Thanks, TwoScars (talk) 19:58, 11 June 2021 (UTC)
Doing... – It's been a while since I've done a Peer Review, but I'm in the mood today (plus I teach history) so this should be fun. Here are some of my thoughts on peer reviews so you know where I'm coming from. Runfellow (talk) 11:25, 17 June 2021 (UTC)
Comments from Runfellow, Part 1 I find it interesting that there are so few featured articles on Civil War battles. Given the number of people interested in the topic, you'd think there would be all sorts of high-level stuff out there. Anyway, here we go:
- Lead
- The second paragraph contains a fair amount of specific information regarding the objectives of the Union army. The third paragraph seems as though it will contain the same information regarding the Confederate forces, but it seems to cover a much broader scope. Regarding the actions during the battle itself, there is only a terse description: "Patton stopped Averell near White Sulphur Springs—about 10 miles (16 km) east of Lewisburg." I suggest that you shorten the description of the plans and goals here, and add a very brief summary of the actions of the battle, following with your article structure.
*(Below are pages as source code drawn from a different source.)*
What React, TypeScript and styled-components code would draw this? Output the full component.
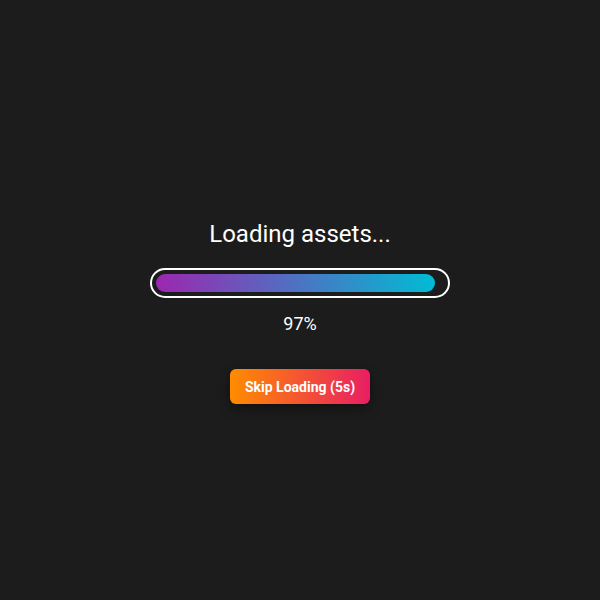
import styled, { createGlobalStyle } from 'styled-components';

const GlobalStyle = createGlobalStyle`
  html, body {
    margin: 0;
    padding: 0;
    background: #1c1c1c;
    font-family: Roboto, "Liberation Sans", sans-serif;
  }
`;

const Screen = styled.main`
  display: flex;
  flex-direction: column;
  align-items: center;
  box-sizing: border-box;
  width: 600px;
  height: 600px;
  padding-top: 220px;
  background: #1c1c1c;
`;

const Title = styled.h1`
  margin: 0 0 20px;
  font-size: 24px;
  line-height: 28px;
  font-weight: 400;
  color: #ffffff;
`;

const Track = styled.div`
  box-sizing: border-box;
  width: 300px;
  height: 30px;
  padding: 4px;
  border: 2px solid #ffffff;
  border-radius: 15px;
`;

const Fill = styled.div`
  height: 100%;
  border-radius: 9px;
  background: linear-gradient(90deg, #9c27b0, #00bcd4);
`;

const Percent = styled.p`
  margin: 14px 0 0;
  font-size: 18px;
  line-height: 24px;
  color: #ffffff;
`;

const SkipButton = styled.button`
  margin-top: 33px;
  width: 140px;
  height: 35px;
  border: none;
  border-radius: 6px;
  background: linear-gradient(90deg, #ff8c00, #e91e63);
  box-shadow: 0 4px 12px rgba(0, 0, 0, 0.45);
  color: #ffffff;
  font-family: Roboto, "Liberation Sans", sans-serif;
  font-size: 14px;
  font-weight: 700;
  cursor: pointer;
`;

export default function App() {
  const progress = 97;
  const seconds = 5;

  return (
    <>
      <GlobalStyle />
      <Screen>
        <Title>Loading assets...</Title>
        <Track>
          <Fill style={{ width: `${progress}%` }} />
        </Track>
        <Percent>{progress}%</Percent>
        <SkipButton>Skip Loading ({seconds}s)</SkipButton>
      </Screen>
    </>
  );
}
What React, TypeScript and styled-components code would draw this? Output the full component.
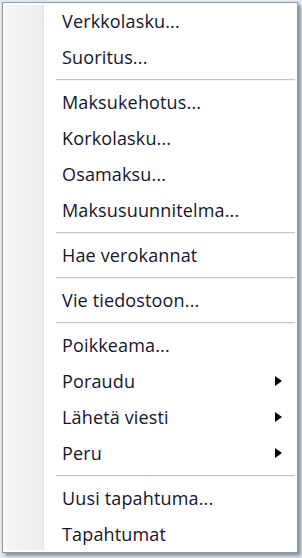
import styled, { createGlobalStyle } from "styled-components";

const GlobalStyle = createGlobalStyle`
  html, body {
    margin: 0;
    padding: 0;
  }
  body {
    background: #dfe7f1;
    font-family: "Open Sans", "Noto Sans", sans-serif;
  }
`;

// Taustaikkuna, jonka päällä valikko on
const Desktop = styled.div`
  width: 302px;
  height: 558px;
  padding: 2px 0 0 2px;
  box-sizing: border-box;
  background: #dfe7f1;
  overflow: hidden;
`;

const MenuBox = styled.div`
  width: 296px;
  box-sizing: border-box;
  display: flex;
  border: 1px solid #979797;
  background: #ffffff;
  box-shadow: 3px 3px 3px rgba(0, 0, 0, 0.35);
  padding: 0 2px;
`;

const Gutter = styled.div`
  width: 38px;
  flex: none;
  margin: 2px 0;
  background: linear-gradient(to right, #f6f6f6, #ededed);
  border-right: 1px solid #e2e2e2;
`;

const List = styled.ul`
  flex: 1;
  list-style: none;
  margin: 0;
  padding: 0;
`;

const Item = styled.li`
  height: 36px;
  display: flex;
  align-items: center;
  justify-content: space-between;
  padding: 0 12px 0 18px;
  font-size: 18px;
  letter-spacing: 0.15px;
  color: #15152b;
  cursor: default;
`;

const Arrow = styled.span`
  width: 0;
  height: 0;
  margin-right: 1px;
  border-top: 5px solid transparent;
  border-bottom: 5px solid transparent;
  border-left: 7px solid #000000;
`;

const Separator = styled.li`
  height: 9px;
  display: flex;
  align-items: center;
  margin-left: 12px;

  &::before {
    content: "";
    flex: 1;
    height: 1px;
    background: #c6c6c6;
    box-shadow: 0 1px 0 #f2f2f2;
  }
`;

type Entry = { label: string; sub?: boolean } | "sep";

const entries: Entry[] = [
  { label: "Verkkolasku..." },
  { label: "Suoritus..." },
  "sep",
  { label: "Maksukehotus..." },
  { label: "Korkolasku..." },
  { label: "Osamaksu..." },
  { label: "Maksusuunnitelma..." },
  "sep",
  { label: "Hae verokannat" },
  "sep",
  { label: "Vie tiedostoon..." },
  "sep",
  { label: "Poikkeama..." },
  { label: "Poraudu", sub: true },
  { label: "Lähetä viesti", sub: true },
  { label: "Peru", sub: true },
  "sep",
  { label: "Uusi tapahtuma..." },
  { label: "Tapahtumat" },
];

const App = () => {
  return (
    <Desktop>
      <GlobalStyle />
      <MenuBox>
        <Gutter />
        <List>
          {entries.map((e, i) =>
            e === "sep" ? (
              <Separator key={i} />
            ) : (
              <Item key={i}>
                <span>{e.label}</span>
                {e.sub && <Arrow />}
              </Item>
            )
          )}
        </List>
      </MenuBox>
    </Desktop>
  );
};

export default App;
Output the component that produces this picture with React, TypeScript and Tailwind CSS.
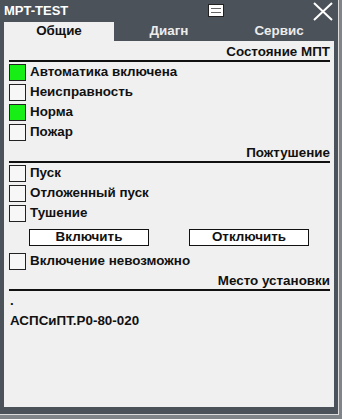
import { ReactNode } from 'react'

const FONT = "font-['Liberation_Sans',Arial,sans-serif]"

function SectionHeader({ title }: { title: string }) {
  return (
    <div className="pt-[3px]">
      <div className="h-[16px] text-right text-[13.4px] font-bold leading-[16px] text-[#111]">{title}</div>
      <div className="h-[2px] bg-[#111]" />
    </div>
  )
}

function Indicator({ label, on = false }: { label: string; on?: boolean }) {
  return (
    <div className="flex h-[20px] items-center gap-[4px]">
      <div
        className={`h-[17px] w-[17px] shrink-0 border border-[#222] ${on ? 'bg-[#16ee16]' : 'bg-[#f7f7f7]'}`}
      />
      <span className="text-[13.4px] font-bold leading-none text-[#111]">{label}</span>
    </div>
  )
}

function Tab({ children, active = false }: { children: ReactNode; active?: boolean }) {
  return (
    <div
      className={`flex h-[19px] flex-1 items-center justify-center text-[13.4px] font-bold ${
        active ? 'bg-[#f0f0f0] text-[#111]' : 'text-[#ececec]'
      }`}
    >
      {children}
    </div>
  )
}

export default function App() {
  return (
    <div className={`h-[419px] w-[342px] bg-[#80858a] ${FONT}`}>
      <div className="flex h-[415px] w-[339px] flex-col border-b border-r border-[#dcdcdc] bg-[#4b525a] px-[4px]">
        {/* title bar */}
        <div className="relative flex h-[22px] items-center">
          <span className="text-[13px] font-bold text-white">MPT-TEST</span>
          <div className="absolute left-[204px] top-[4px] flex h-[13px] w-[16px] flex-col gap-[3px] border border-[#222] bg-white px-[2px] pt-[3px]">
            <div className="h-[1px] w-[10px] bg-[#666]" />
            <div className="h-[1px] w-[10px] bg-[#666]" />
          </div>
          <svg className="absolute left-[309px] top-[2px]" width="20" height="19" viewBox="0 0 20 19">
            <path d="M1 1 L19 18 M19 1 L1 18" stroke="white" strokeWidth="2" fill="none" />
          </svg>
        </div>

        {/* tabs */}
        <div className="flex">
          <Tab active>Общие</Tab>
          <Tab>Диагн</Tab>
          <Tab>Сервис</Tab>
        </div>

        {/* content */}
        <div className="mb-[7px] flex-1 bg-[#f0f0f0] pl-[5px] pr-[4px]">
          <SectionHeader title="Состояние МПТ" />
          <Indicator label="Автоматика включена" on />
          <Indicator label="Неисправность" />
          <Indicator label="Норма" on />
          <Indicator label="Пожар" />

          <SectionHeader title="Пожтушение" />
          <Indicator label="Пуск" />
          <Indicator label="Отложенный пуск" />
          <Indicator label="Тушение" />
          <div className="flex h-[28px] items-center gap-[40px] pl-[20px]">
            <button className="h-[17px] w-[120px] border border-[#111] bg-white text-[13.4px] font-bold leading-none text-[#111]">
              Включить
            </button>
            <button className="h-[17px] w-[120px] border border-[#111] bg-white text-[13.4px] font-bold leading-none text-[#111]">
              Отключить
            </button>
          </div>
          <Indicator label="Включение невозможно" />

          <div className="-mt-[1px]">
            <SectionHeader title="Место установки" />
          </div>
          <div className="flex h-[20px] items-center pl-[1px] text-[13.4px] font-bold text-[#111]">.</div>
          <div className="flex h-[21px] items-center pl-[1px] text-[13.4px] font-bold text-[#111]">АСПСиПТ.Р0-80-020</div>
        </div>
      </div>
    </div>
  )
}
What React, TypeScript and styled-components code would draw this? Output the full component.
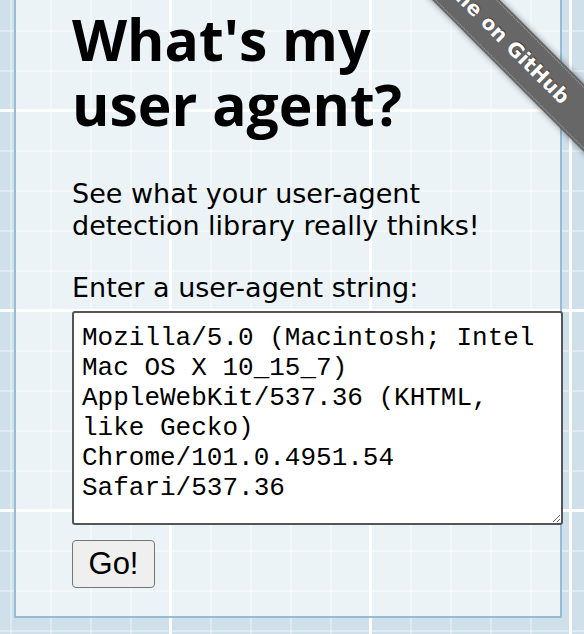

- The article begins very early (more on that later) with the successive secessions (language is fun) of Virginia from the Union and West Virginia from the Confederacy. There is no mention of this in the lead, though.
- After I get through the entire article, I will probably add or modify some things here.
- Response to lead changes
This is definitely better. A few minor notes:
- I would move the sentence starting with "A Confederate army" (should "army" be capitalized here? I'm not sure.) Since it clearly states who won the battle, I'd place it right there after "American Civil War."
- Change "This" to "The" before "expedition."
- Rather than "Patton stopped Averell" I think I'd make it clear which side stopped which. As it's written, it almost makes it sound as though it was a person-to-person interaction.
- Change "and forced" to "and was forced"
- Recommend deleting "multiple" since "forces" implies plural already.
- You should include a brief sentence about the battlefield today, since there is a subsection of the article that covers that topic.
- Background and plans
- West Virginia
- As mentioned above, this section goes pretty far back for context. Given West Virginia's complicated situation in the article, I think I'm okay with that. However, it would be a good idea to look at this section from the perspective of someone who knows little to nothing about this context already. For the most part, this does an excellent job. Here are some further suggestions:
- Change "Many people in the northwestern portion of the state preferred to remain loyal to the United States, and delegates from that portion of the state met in June at the Second Wheeling Convention." to "In June of that year, residents of the northwest part of the state who remained loyal to the United States met at the Second Wheeling Convention." This also removes the vague phrase "many people."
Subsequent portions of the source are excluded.